> [Stated exercise]:
Retype the lines beneath this one, from the first through the line containing "import React from 'react';". Pictures are left out.

> [Data shown]:
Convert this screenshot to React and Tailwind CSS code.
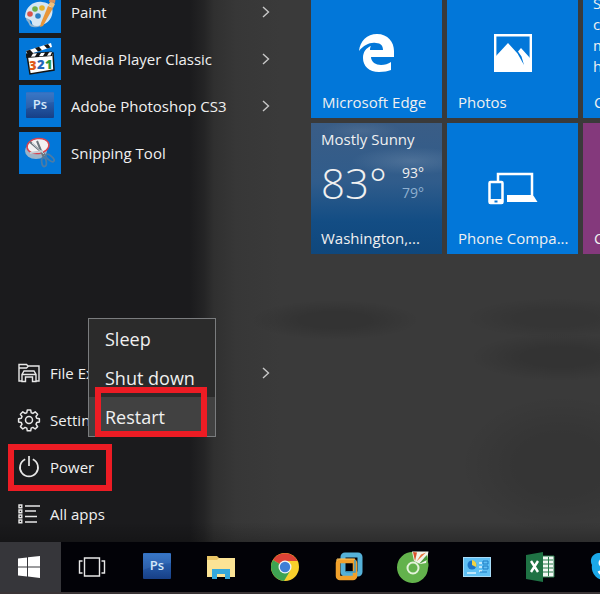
import React from 'react';

const PaintIcon = () => (
  <svg viewBox="0 0 42 42" className="w-full h-full" aria-hidden="true">
    <path d="M6 25C7 15 15 10 23 11c9 1 12 6 10 13-2 8-11 12-18 11-3-1-1-5-4-6-2-1-5-1-5-4z" fill="#d5e6f3" />
    <path d="M7 27c3 1 4 1 4 4 1 4 7 5 12 3l-1 1c-5 2-11 2-12-2-1-3-3-3-3-6z" fill="#8fb2cd" />
    <circle cx="11" cy="23" r="2.800" fill="#d9534a" />
    <circle cx="16" cy="18" r="2.800" fill="#6fb04a" />
    <circle cx="23" cy="17" r="2.800" fill="#e3b32f" />
    <circle cx="19" cy="25" r="2.800" fill="#2b7fc4" />
    <path d="M29 15l5 2-10 18-3 1 1-4z" fill="#e8963a" />
    <path d="M29 14l3-4 4 3-2 4z" fill="#f0c07c" />
    <path d="M30 11l2-9 5 2-1 8z" fill="#d9905a" />
  </svg>
);

const MediaIcon = () => (
  <svg viewBox="0 0 42 42" className="w-full h-full" aria-hidden="true">
    <path d="M7 13L32 5l1 4L8 17z" fill="#fff" />
    <path d="M7 13l4-1.300 3 3.400-5 1.600zM16 10l4-1.300 3 3.500-4 1.200zM25 7.200l4-1.200 2.500 3.500-3.500 1z" fill="#141414" />
    <path d="M8 17l26-2 1 17-24 4z" fill="#fff" stroke="#141414" strokeWidth="1.500" />
    <path d="M7 15.500l26-2 .4 4.500-26 2z" fill="#141414" />
    <path d="M14 15.500l4-.3-2 3.300-4 .3zM22 15l4-.3-2 3.300-4 .3zM30 14.400l3-.3-1.500 3.300-3.500.3z" fill="#fff" />
    <g fontFamily="Open Sans, sans-serif" fontSize="13" fontWeight="800">
      <text x="10" y="32" fill="#e05a1c">3</text>
      <text x="18" y="31" fill="#2568b8">2</text>
      <text x="26" y="31" fill="#2c9a3c">1</text>
    </g>
  </svg>
);

const PhotoshopIcon = () => (
  <svg viewBox="0 0 28 28" className="w-7 h-7" aria-hidden="true">
    <defs>
      <linearGradient id="ps" x1="0" y1="0" x2="0" y2="1">
        <stop offset="0" stopColor="#3272c4" />
        <stop offset="1" stopColor="#173f86" />
      </linearGradient>
    </defs>
    <rect width="28" height="26" rx="1" fill="url(#ps)" />
    <path d="M0 1h28v9Q14 11 0 17z" fill="#5a8fd6" opacity=".2" />
    <text x="14" y="17" textAnchor="middle" fontFamily="Open Sans, sans-serif" fontSize="13" fontWeight="600" fill="#d5e8fa">Ps</text>
  </svg>
);

const SnipIcon = () => (
  <svg viewBox="0 0 42 42" className="w-full h-full" aria-hidden="true">
    <ellipse cx="17" cy="19" rx="11" ry="8" fill="#9db4c8" />
    <ellipse cx="19" cy="14" rx="11" ry="7.500" transform="rotate(-8 19 14)" fill="#f3f1f2" stroke="#d8444f" strokeWidth="1.500" />
    <path d="M11 10l15 13M18 9l7 17" stroke="#6b747c" strokeWidth="2" />
    <path d="M13 11l12 11" stroke="#cfd6dc" strokeWidth="1" />
    <path d="M11 21l13-2" stroke="#c4ccd4" strokeWidth="2" />
    <g fill="none" stroke="#4c7ba5" strokeWidth="1.800">
      <ellipse cx="31" cy="26" rx="5" ry="2.200" transform="rotate(40 31 26)" />
      <ellipse cx="25" cy="30" rx="2.300" ry="4.500" transform="rotate(-8 25 30)" />
    </g>
  </svg>
);

const FolderIcon = () => (
  <svg viewBox="0 0 22 20" className="w-[22px] h-5" fill="none" stroke="#e8e8e8" strokeWidth="1.400" aria-hidden="true">
    <path d="M4 18H1V1.500h7.500l1.500 1.500h11v15h-3M1 5h7.500l2-2" />
    <path d="M4 18.500v-7L6 8h10l2 3.500v7h-3.500V14h-7v4.500zM4.500 11.500h13" />
  </svg>
);

const GearIcon = () => (
  <svg viewBox="0 0 24 24" className="w-6 h-6" fill="none" stroke="#e8e8e8" strokeWidth="1.500" strokeLinejoin="round" aria-hidden="true">
    <circle cx="12" cy="12" r="3.500" />
    <path d="M10.300 2h3.400l.5 2.700 1.700.7 2.300-1.600 2.400 2.400-1.600 2.300.7 1.700 2.700.5v3.400l-2.700.5-.7 1.700 1.600 2.300-2.400 2.400-2.300-1.600-1.700.7-.5 2.700h-3.400l-.5-2.700-1.700-.7-2.300 1.600-2.400-2.400L5 16.300l-.7-1.700-2.700-.5v-3.400l2.700-.5L5 8.500 3.400 6.200l2.400-2.400 2.300 1.600 1.700-.7z" />
  </svg>
);

const PowerIcon = () => (
  <svg viewBox="0 0 22 22" className="w-[22px] h-[22px]" fill="none" stroke="#e8e8e8" strokeWidth="1.700" aria-hidden="true">
    <path d="M7.200 3.300a9 9 0 1 0 7.600 0M11 0v10" />
  </svg>
);

const AllAppsIcon = () => (
  <svg viewBox="0 0 22 20" className="w-[22px] h-5" fill="none" stroke="#e8e8e8" strokeWidth="1.400" aria-hidden="true">
    <path d="M7 2h15M7 7h11M7 12.500h12M7 18h12" />
    <path d="M1 1h2.800v2.800H1zM1 6h2.800v2.800H1zM1 11h2.800v2.800H1zM1 16h2.800v2.800H1z" />
  </svg>
);

const Chevron = () => (
  <svg viewBox="0 0 8 12" className="w-2 h-3" fill="none" stroke="#c8c8c8" strokeWidth="1.400" aria-hidden="true">
    <path d="M1 1l5.500 5L1 11" />
  </svg>
);

const EdgeIcon = () => (
  <svg viewBox="0 0 36 38" className="w-9 h-[38px]" fill="#fff" aria-hidden="true">
    <path d="M0 17C1 7 8 0 18 0c11 0 17 8 17 17v6H12c0 5 5 8 10 8 4 0 7-1 10-3v8c-3 1-7 2-12 2C10 38 4 32 4 24c0-6 3-10 8-12-.6 1-1 2-1 4h13c0-4-2-7-7-7C11 8 5 11 0 17z" />
  </svg>
);

const PhotosIcon = () => (
  <svg viewBox="0 0 38 38" className="w-[38px] h-[38px]" aria-hidden="true">
    <path d="M1.200 1.200h35.600v35.600H1.200z" fill="none" stroke="#fff" strokeWidth="2.400" />
    <path d="M2 22L14 9l9.500 10.500L30 31l-2.500-8.500L24 17.500l3-3.500 9 10v13H2z" fill="#fff" />
  </svg>
);

const PhoneIcon = () => (
  <svg viewBox="0 0 50 34" className="w-[50px] h-[34px]" aria-hidden="true">
    <path d="M10 9V2h34v21" fill="none" stroke="#fff" strokeWidth="2.500" />
    <path d="M19 23h26l4.500 7H19z" fill="#fff" />
    <rect x="1.500" y="10" width="13" height="21" rx="1" fill="none" stroke="#fff" strokeWidth="2.500" />
    <path d="M1 27h14v5H1z" fill="#fff" />
    <path d="M6.500 28.500h3v2h-3z" fill="#0277d9" />
  </svg>
);

const WindowsIcon = () => (
  <svg viewBox="0 0 22 22" className="w-[22px] h-[22px]" fill="#fff" aria-hidden="true">
    <path d="M0 2.500l9-1.100V10.400H0zM10 1.300L22 0v10.400H10zM0 11.400h9v9L0 19.400zM10 11.400h12V22l-12-1.500z" />
  </svg>
);

const TaskViewIcon = () => (
  <svg viewBox="0 0 28 20" className="w-7 h-5" fill="none" stroke="#e8e8e8" strokeWidth="1.400" aria-hidden="true">
    <path d="M6.500 1h15v18h-15zM4.500 4H1.500v12h3M23.500 4h3v12h-3" />
  </svg>
);

const ExplorerIcon = () => (
  <svg viewBox="0 0 28 26" className="w-7 h-[26px]" aria-hidden="true">
    <path d="M0 2h10l2 2h16v19H0z" fill="#e9c566" />
    <path d="M0 6h10l2-2h16v19H0z" fill="#fbe395" />
    <path d="M5 15h18v10h-5v-5h-8v5H5z" fill="#35a9dc" />
  </svg>
);

const ChromeIcon = () => (
  <svg viewBox="0 0 28 28" className="w-7 h-7" aria-hidden="true">
    <circle cx="14" cy="14" r="14" fill="#f9cf2b" />
    <path d="M14 14L1.900 7A14 14 0 0 1 26.500 8H14z" fill="#dc4236" />
    <path d="M14 14L1.900 7A14 14 0 0 0 13 28l6-10z" fill="#3ea352" />
    <circle cx="14" cy="14" r="6.500" fill="#f2f5f8" />
    <circle cx="14" cy="14" r="5.200" fill="#3d7fd6" />
  </svg>
);

const VmwareIcon = () => (
  <svg viewBox="0 0 28 30" className="w-7 h-[30px]" fill="none" aria-hidden="true">
    <rect x="8" y="3" width="17" height="19" rx="2" stroke="#55b1d8" strokeWidth="5" />
    <rect x="3" y="9" width="17" height="17" rx="2" stroke="#f0a12c" strokeWidth="4.500" />
    <path d="M20 8v12h-9" stroke="#3d9cc8" strokeWidth="1.500" />
    <path d="M2 9V7h18" stroke="#f8c463" strokeWidth="1" />
  </svg>
);

const CocCocIcon = () => (
  <svg viewBox="0 0 32 32" className="w-8 h-8" aria-hidden="true">
    <path d="M16 1h15v10q1 3 0 6a15.500 15.500 0 1 1-15-16z" fill="#63b24c" />
    <path d="M15 .5h16.500L29 12l-6 1-6-3z" fill="#f2f5ea" />
    <path d="M16 1l4 .5-2 8.500z" fill="#d9532c" />
    <path d="M19.500 10.500l4.500-7 5-2z" fill="#e8743a" />
    <path d="M22 13l6-7 2-2v5z" fill="#4a9b3c" />
    <circle cx="16" cy="17" r="5.500" fill="#63b24c" stroke="#e4f2da" strokeWidth="2" />
  </svg>
);

const ControlIcon = () => (
  <svg viewBox="0 0 28 20" className="w-7 h-5" aria-hidden="true">
    <rect x=".5" y=".5" width="27" height="19" fill="#5fc0f4" stroke="#a8dcf8" />
    <circle cx="9" cy="8" r="4.500" fill="#1c74c8" />
    <path d="M9 8V3a5 5 0 0 1 4 7z" fill="#f4d444" />
    <path d="M16 6h3M16 10h3M16 14h3M4 16h9" stroke="#dff2fc" strokeWidth="1.500" />
    <path d="M20 4h5v3h-5zM20 9h5v3h-5zM17 15h7" fill="none" stroke="#1f7cc4" />
  </svg>
);

const ExcelIcon = () => (
  <svg viewBox="0 0 30 30" className="w-[30px] h-[30px]" aria-hidden="true">
    <path d="M15 4h13v21H15z" fill="#f2f8f4" stroke="#2a7a4c" />
    <path d="M17 8h10M17 12h10M17 16h10M17 20h10M22.500 5v19" stroke="#2a7a4c" strokeWidth="1" />
    <path d="M0 3l17-3v30L0 27z" fill="#1f7244" />
    <path d="M5 9l7 11M12 9L5 20" stroke="#fff" strokeWidth="2.400" />
  </svg>
);

const SkypeIcon = () => (
  <svg viewBox="0 0 30 30" className="w-[30px] h-[30px]" aria-hidden="true">
    <path d="M8 1a8 8 0 0 1 5 1 13 13 0 0 1 15 15 8 8 0 0 1-11 11A13 13 0 0 1 2 13 8 8 0 0 1 8 1z" fill="#1ba8e8" />
    <path d="M20 10c-2-4-10-3-10 1 0 5 10 3 10 8 0 4-9 5-11 0" fill="none" stroke="#fff" strokeWidth="3" />
  </svg>
);

const apps = [
  { name: 'Paint', icon: <PaintIcon />, more: true },
  { name: 'Media Player Classic', icon: <MediaIcon />, more: true },
  { name: 'Adobe Photoshop CS3', icon: <PhotoshopIcon />, more: true },
  { name: 'Snipping Tool', icon: <SnipIcon />, more: false },
];

const taskbar = [
  { name: 'Photoshop', icon: <PhotoshopIcon /> },
  { name: 'File Explorer', icon: <ExplorerIcon /> },
  { name: 'Chrome', icon: <ChromeIcon /> },
  { name: 'VMware', icon: <VmwareIcon /> },
  { name: 'Coc Coc', icon: <CocCocIcon /> },
  { name: 'Control Panel', icon: <ControlIcon /> },
  { name: 'Excel', icon: <ExcelIcon /> },
  { name: 'Skype', icon: <SkypeIcon /> },
];

const SystemItem = ({ icon, label, more }) => (
  <button className="flex items-center w-full h-[47px] pl-[17px] pr-8 text-left">
    <span className="flex justify-center w-6 mr-[9px]">{icon}</span>
    <span className="flex-1">{label}</span>
    {more && <Chevron />}
  </button>
);

const Tile = ({ label, icon, className = 'bg-[#0277d9]' }) => (
  <button className={`relative flex items-center justify-center w-[131px] h-[131px] ${className}`}>
    {icon}
    <span className="absolute left-[11px] bottom-1 whitespace-nowrap">{label}</span>
  </button>
);

const App = () => {
  return (
    <div className="flex flex-col min-h-screen overflow-hidden bg-black font-['Open_Sans',sans-serif] text-[15px] leading-6 text-[#f0f0f0]">
      <main className="flex flex-1 bg-[linear-gradient(to_top,#00000038,transparent_20px),radial-gradient(ellipse_85px_20px_at_335px_320px,#00000020_40%,transparent),radial-gradient(ellipse_90px_20px_at_555px_318px,#00000018_40%,transparent),radial-gradient(ellipse_90px_24px_at_560px_357px,#00000020_40%,transparent),radial-gradient(ellipse_100px_70px_at_560px_465px,#00000018_40%,transparent),linear-gradient(to_right,#1b1b1d_190px,#242425_204px,#303030_214px,#373737_236px,#3a3a3a_280px)] overflow-hidden">
        {/* App list */}
        <div className="flex flex-col justify-between shrink-0 w-[302px] pb-[5px]">
          <ul className="flex flex-col gap-[5px] -mt-[9px]">
            {apps.map((app) => (
              <li key={app.name}>
                <button className="flex items-center w-full pl-[19px] pr-8 text-left">
                  <span className="flex items-center justify-center w-[42px] h-[42px] mr-[10px] bg-[#0277d9]">
                    {app.icon}
                  </span>
                  <span className="flex-1">{app.name}</span>
                  {app.more && <Chevron />}
                </button>
              </li>
            ))}
          </ul>

          <nav>
            <SystemItem icon={<FolderIcon />} label="File Explorer" more />
            <SystemItem icon={<GearIcon />} label="Settings" />
            <div className="relative">
              <SystemItem icon={<PowerIcon />} label="Power" />
              <span className="absolute left-2 top-px w-[104px] h-[47px] border-[6px] border-[#ed1c24] pointer-events-none" />

              {/* Power menu */}
              <div className="absolute left-[88px] bottom-[53px] w-32 border border-[#7a7c7e] bg-[#2b2b2b] text-lg">
                <button className="block w-full h-[39px] pl-4 text-left">Sleep</button>
                <button className="block w-full h-[39px] pl-4 text-left">Shut down</button>
                <button className="relative block w-full h-[39px] pl-4 text-left bg-[#414141]">
                  Restart
                  <span className="absolute left-[6px] -bottom-px w-[112px] h-[50px] border-[6px] border-[#ed1c24] pointer-events-none" />
                </button>
              </div>
            </div>
            <SystemItem icon={<AllAppsIcon />} label="All apps" />
          </nav>
        </div>

        {/* Tiles */}
        <div className="grid grid-cols-[131px_131px_131px] auto-rows-[131px] gap-[5px] content-start pl-[9px] -mt-[13px]">
          <Tile label="Microsoft Edge" icon={<EdgeIcon />} />
          <Tile label="Photos" icon={<PhotosIcon />} />
          <button className="relative bg-[#0277d9] text-left">
            <span className="absolute left-[10px] top-[6px] leading-[21px]">
              S<br />c<br />m<br />h
            </span>
            <span className="absolute left-[11px] bottom-1">C</span>
          </button>
          <button className="flex flex-col px-[10px] py-1 text-left bg-[radial-gradient(ellipse_60px_14px_at_100px_38px,#ffffff20,transparent),radial-gradient(ellipse_40px_10px_at_50px_8px,#ffffff14,transparent),linear-gradient(to_bottom,#3a5d86,#305c8b_45%,#134d84_75%,#0f477c)]">
            <span className="whitespace-nowrap">Mostly Sunny</span>
            <span className="flex flex-1 items-center justify-between pr-2 pb-3">
              <span className="text-[42px] leading-10 font-light">83°</span>
              <span className="text-sm leading-5">
                93°<br />
                <span className="text-[#8fb0d0]">79°</span>
              </span>
            </span>
            <span className="whitespace-nowrap">Washington,...</span>
          </button>
          <Tile label="Phone Compa..." icon={<PhoneIcon />} />
          <Tile label="C" className="bg-[#84397c]" />
        </div>
      </main>

      {/* Taskbar */}
      <footer className="flex items-center shrink-0 h-[52px] overflow-hidden bg-[#020207] border-b-2 border-[#3a3436]">
        <button aria-label="Start" className="flex items-center justify-center shrink-0 w-[61px] h-full pr-[3px] bg-[#36363a]">
          <WindowsIcon />
        </button>
        <button aria-label="Task View" className="flex items-center justify-center shrink-0 w-16 h-full pr-[3px]">
          <TaskViewIcon />
        </button>
        {taskbar.map((item) => (
          <button key={item.name} aria-label={item.name} className="flex items-center justify-center shrink-0 w-16 h-full">
            {item.icon}
          </button>
        ))}
      </footer>
    </div>
  );
};

export default App;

> [Response to the exercise]:
Convert this screenshot to React and Tailwind CSS code.
import React from 'react';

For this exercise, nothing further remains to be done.